You know, there are questions about spectrum, and spectrum is key.  You know, the ways that we've managed spectrum in the past is not conducive for us achieving full digital inclusion, getting everybody connected.  You know, we do need to start doing things differently and we need to look at how we allocate spectrum differently, how we enable community networks, there are a few workshops on community networks and those are often the warriors that are in the last mile that are known by the communities that are trying to connect the communities so we have connected societies, but they don't have access to spectrum and they have come flex processes to go through.  We need to make it easier for people to be connected, we need to make it more affordable.
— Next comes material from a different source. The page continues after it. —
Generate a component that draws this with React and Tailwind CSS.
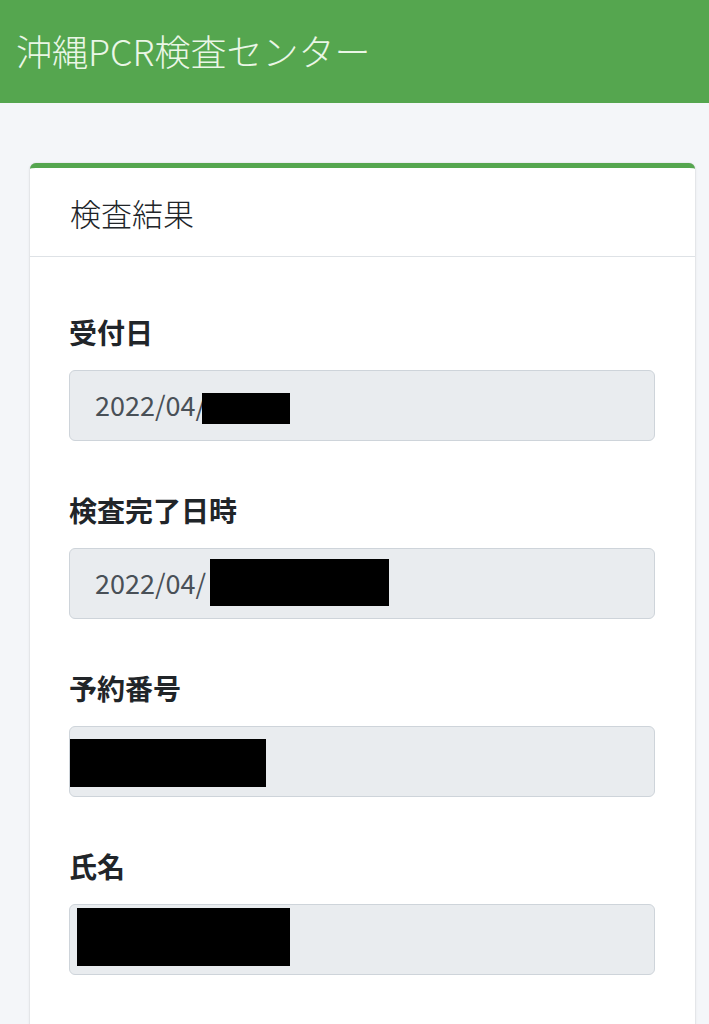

These are topics that will be discussed over the next two to three days and we're hoping that you will follow out this track, the digital inclusion track, and I know there is so much else going on also but we need everyone's participation in the workshops.  We need everyone's voices heard, and hopefully, you know, those voices can shape some of the decisions and policies that may come out of the IGF and the feeders.  Because what comes out of here actually feeds into a lot of other decision‑making bodies, and so everything that we see and all the participation and contribution that we makes is valued.

So, on behalf of the Mag, we hope you enjoy the session, or have enjoyed the session, and hope you enjoy the three days you have ahead of you, and we hope to see you around and we want to interact and talk to you and get a sense of are we doing a good job or are we not?  So on that note, thank you very much.